In our session, Finding the Funny in Winning, we unpacked a powerful truth: teams don’t thrive when leaders expect perfection. They thrive when leaders make it safe to take risks, admit mistakes, and keep moving forward. And when failure becomes a learning opportunity instead of a shame spiral, that’s when the magic happens.

Celebrate Failure? Really?

Yes, really. Fear of failure is one of the biggest killers of momentum inside organizations. It leads to indecision, finger-pointing, and silence when transparency is most needed. But when you normalize failure and laugh a little along the way, your team becomes more resilient, innovative, and committed.

The Learning Zone

Borrowing from Harvard Business Review’s “Learning Zone” concept, we taught that failure isn’t the opposite of success—it’s a part of it. Encouraging your team to bring forward mistakes leads to better decision-making and fewer repeat errors. It’s not about glorifying failure—it’s about debriefing it, learning from it, and improving because of it.

Lead From the Front

As a leader, you set the tone. When you openly admit your own missteps, you create a culture where learning is safe and shame-free. We call this “leading from the front.” It’s not about having all the answers—it’s about modeling the mindset and swagger that says, “We get better together.”

Failure Builds Resilience

Failure isn’t just something to survive. It builds grit. When you celebrate the courage it takes to try and fail, your team becomes more persistent and adaptive. They learn how to bounce back, adjust, and keep going. That’s how you build long-term results—and long-term leaders.

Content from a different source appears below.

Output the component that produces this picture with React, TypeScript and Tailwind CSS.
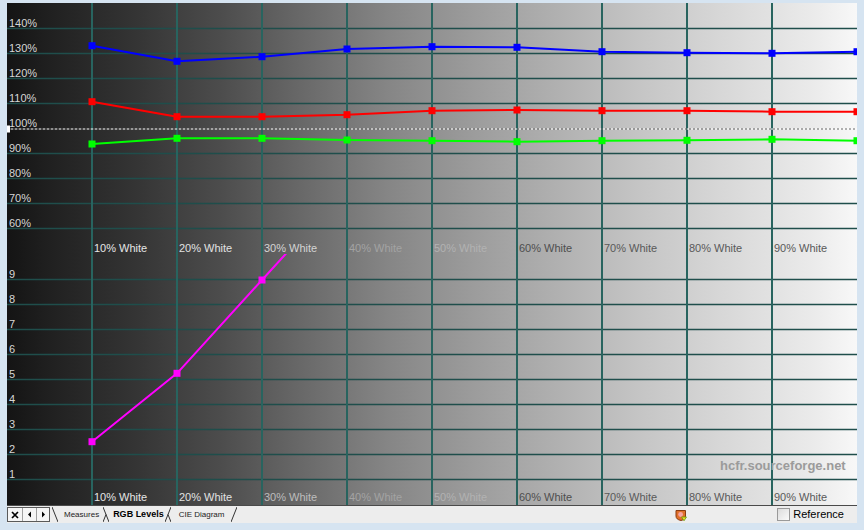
import React from "react";

const FONT = "'Liberation Sans', Arial, sans-serif";
const XS = [92, 177, 262, 347, 432, 517, 602, 687, 772, 857];

const blue = [45.7, 61.3, 56.7, 49, 46.7, 47.3, 51.7, 52.7, 53.3, 51.7];
const red = [101.7, 116.7, 116.7, 114.7, 110.7, 110, 110.7, 110.7, 111.7, 111.7];
const green = [144, 138.3, 138.3, 140, 140.7, 141.7, 140.7, 140.3, 139.3, 140.7];
const magenta = [441.7, 373.3, 280, 186.7];

const topLines = [28.5, 53.5, 78.5, 103.5, 153.5, 178.5, 203.5, 228.5];
const topLabels = ["140%", "130%", "120%", "110%", "100%", "90%", "80%", "70%", "60%"];
const bottomLabels = ["9", "8", "7", "6", "5", "4", "3", "2", "1"];

const xLabels = [
  { t: "10% White", c: "#e6e6e6" },
  { t: "20% White", c: "#e2e2e2" },
  { t: "30% White", c: "#d4d4d4" },
  { t: "40% White", c: "#a3a3a3" },
  { t: "50% White", c: "#b2b2b2" },
  { t: "60% White", c: "#4e4e4e" },
  { t: "70% White", c: "#595959" },
  { t: "80% White", c: "#595959" },
  { t: "90% White", c: "#595959" },
];

const stops: [number, string][] = [
  [0, "#141414"],
  [0.05, "#202020"],
  [0.15, "#343434"],
  [0.25, "#4c4c4c"],
  [0.345, "#686868"],
  [0.45, "#868686"],
  [0.55, "#9c9c9c"],
  [0.65, "#b1b1b1"],
  [0.75, "#c6c6c6"],
  [0.85, "#d9d9d9"],
  [0.95, "#ebebeb"],
  [1, "#f8f8f8"],
];

function pts(ys: number[]) {
  return ys.map((y, i) => `${XS[i]},${y}`).join(" ");
}

function Series({ ys, color }: { ys: number[]; color: string }) {
  return (
    <g>
      <polyline points={pts(ys)} fill="none" stroke={color} strokeWidth={2} strokeLinejoin="round" />
      {ys.map((y, i) => (
        <rect key={i} x={XS[i] - 3.5} y={y - 3.5} width={7} height={7} fill={color} />
      ))}
    </g>
  );
}

function Chart() {
  return (
    <svg width={850} height={502} viewBox="7 3 850 502" className="block">
      <defs>
        <linearGradient id="bg" x1="0" x2="1" y1="0" y2="0">
          {stops.map(([o, c]) => (
            <stop key={o} offset={o} stopColor={c} />
          ))}
        </linearGradient>
        <clipPath id="bottomClip">
          <rect x={7} y={254} width={850} height={251} />
        </clipPath>
      </defs>
      <rect x={7} y={3} width={850} height={502} fill="url(#bg)" />

      {topLines.map((y) => (
        <line key={"t" + y} x1={7} x2={857} y1={y} y2={y} stroke="#1f4e4b" strokeWidth={1.6} />
      ))}
      {bottomLabels.map((_, i) => {
        const y = 279.5 + i * 25;
        return <line key={"b" + y} x1={7} x2={857} y1={y} y2={y} stroke="#1f4e4b" strokeWidth={1.6} />;
      })}
      {XS.slice(0, 9).map((x) => (
        <line key={"v" + x} x1={x} x2={x} y1={3} y2={505} stroke="#28645f" strokeWidth={2} />
      ))}

      <line x1={7} x2={857} y1={129} y2={129} stroke="#6a6a6a" strokeWidth={1} strokeDasharray="2 2" strokeDashoffset={2} />
      <line x1={7} x2={857} y1={129} y2={129} stroke="#ffffff" strokeWidth={1} strokeDasharray="2 2" />
      <rect x={7} y={125.5} width={3} height={7} fill="#ffffff" />

      <Series ys={blue} color="#0000ff" />
      <Series ys={red} color="#ff0000" />
      <Series ys={green} color="#00ff00" />

      <g clipPath="url(#bottomClip)">
        <Series ys={magenta} color="#ff00ff" />
      </g>

      <g fontFamily={FONT} fontSize={11}>
        {topLabels.map((t, i) => (
          <text key={t} x={9} y={26.5 + i * 25} fill="#d6d6d6">
            {t}
          </text>
        ))}
        {bottomLabels.map((t, i) => (
          <text key={"bl" + t} x={9} y={277.5 + i * 25} fill="#d6d6d6">
            {t}
          </text>
        ))}
        {xLabels.map((l, i) => (
          <text key={"xt" + i} x={XS[i] + 2} y={252} fill={l.c}>
            {l.t}
          </text>
        ))}
        {xLabels.map((l, i) => (
          <text key={"xb" + i} x={XS[i] + 2} y={501} fill={i === 2 ? "#bdbdbd" : l.c}>
            {l.t}
          </text>
        ))}
      </g>
      <text x={720} y={470} fontFamily={FONT} fontSize={13} fontWeight="bold" fill="#9b9b9b">
        hcfr.sourceforge.net
      </text>
    </svg>
  );
}

function Slant({ kind, className }: { kind: "back" | "fwd" | "j1" | "j2"; className?: string }) {
  return (
    <svg width={6} height={15} viewBox="0 0 6 15" className={className}>
      {(kind === "back" || kind === "j1") && <line x1={0} y1={0} x2={6} y2={15} stroke="#333" strokeWidth={1} />}
      {(kind === "fwd" || kind === "j2") && <line x1={0} y1={15} x2={6} y2={0} stroke="#333" strokeWidth={1} />}
      {kind === "j1" && <line x1={0} y1={15} x2={3} y2={7.5} stroke="#333" strokeWidth={1} />}
      {kind === "j2" && <line x1={3} y1={7.5} x2={6} y2={15} stroke="#333" strokeWidth={1} />}
    </svg>
  );
}

function TabBar() {
  return (
    <div className="flex h-[18px] w-[850px] items-center border-t border-[#4a4a4a] bg-[#ededed] text-black">
      <div className="flex h-[15px] w-[43px] border border-[#5a5a5a] bg-[#f5f5f5]">
        <div className="flex w-[14px] items-center justify-center">
          <svg width={8} height={8} viewBox="0 0 8 8">
            <path d="M1 1 L7 7 M7 1 L1 7" stroke="#000" strokeWidth={1.7} />
          </svg>
        </div>
        <div className="flex w-[14px] items-center justify-center border-l border-[#a0a0a0]">
          <svg width={5} height={7} viewBox="0 0 5 7">
            <path d="M4 0.5 L1 3.5 L4 6.5 Z" fill="#000" />
          </svg>
        </div>
        <div className="flex w-[13px] items-center justify-center border-l border-[#a0a0a0]">
          <svg width={5} height={7} viewBox="0 0 5 7">
            <path d="M1 0.5 L4 3.5 L1 6.5 Z" fill="#000" />
          </svg>
        </div>
      </div>
      <Slant kind="back" className="ml-[2px]" />
      <span className="ml-[6px] text-[8px] leading-none text-[#222]">Measures</span>
      <Slant kind="j1" className="ml-[4px]" />
      <span className="ml-[4px] text-[9px] font-bold leading-none">RGB Levels</span>
      <Slant kind="j2" className="ml-[1px]" />
      <span className="ml-[8px] text-[8px] leading-none text-[#222]">CIE Diagram</span>
      <Slant kind="fwd" className="ml-[7px]" />
      <div className="flex-1" />
      <svg width={12} height={12} viewBox="0 0 12 12">
        <path d="M1 1.5 H10.5 V7 Q10.5 10.5 6 11.5 Q1 10.5 1 7 Z" fill="#e0702a" stroke="#8a3a10" strokeWidth={1} />
        <circle cx={5.6} cy={5.5} r={2.4} fill="#f6a3a0" />
        <path d="M6.5 8 L11.5 8 L9 11.8 Z" fill="#e8e020" stroke="#6a9a10" strokeWidth={0.8} />
      </svg>
      <div className="ml-[90px] h-[13px] w-[13px] border border-[#9a9a9a] bg-gradient-to-br from-[#dcdcdc] to-[#fafafa]" />
      <span className="ml-[3px] mr-[13px] text-[11px] leading-none">Reference</span>
    </div>
  );
}

export default function App() {
  return (
    <div
      className="flex h-[530px] w-[864px] flex-col bg-[#d6e4f1] px-[7px] pt-[3px]"
      style={{ fontFamily: FONT }}
    >
      <div className="h-[502px] w-[850px]">
        <Chart />
      </div>
      <TabBar />
    </div>
  );
}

Innovation Comes from Mistakes

Many of the greatest breakthroughs in history happened because something didn’t go according to plan. When you remove the stigma of failure, your team gets bolder. They experiment. They suggest new ideas. They solve problems creatively, without fear of being punished for trying something different.

Promoting Accountability (Not Excuses)

Celebrating failure doesn’t mean avoiding accountability. Quite the opposite. When people feel safe admitting mistakes, they’re more likely to take ownership of them. That’s when true accountability happens—not from blame, but from growth.

Build a Team That Laughs Together

When teams share failures and debrief them together, it creates connection, strengthens culture, and even lightens the emotional weight of challenges. Whether you gamify learning or crack a joke after a flubbed proposal, shared humor can be a bonding force that keeps morale high and teams united.

Final Thought: Win With Swagger, Not Perfection

True leadership isn’t about being flawless. It’s about creating a team that feels confident enough to take risks, strong enough to own mistakes, and humble enough to laugh along the way.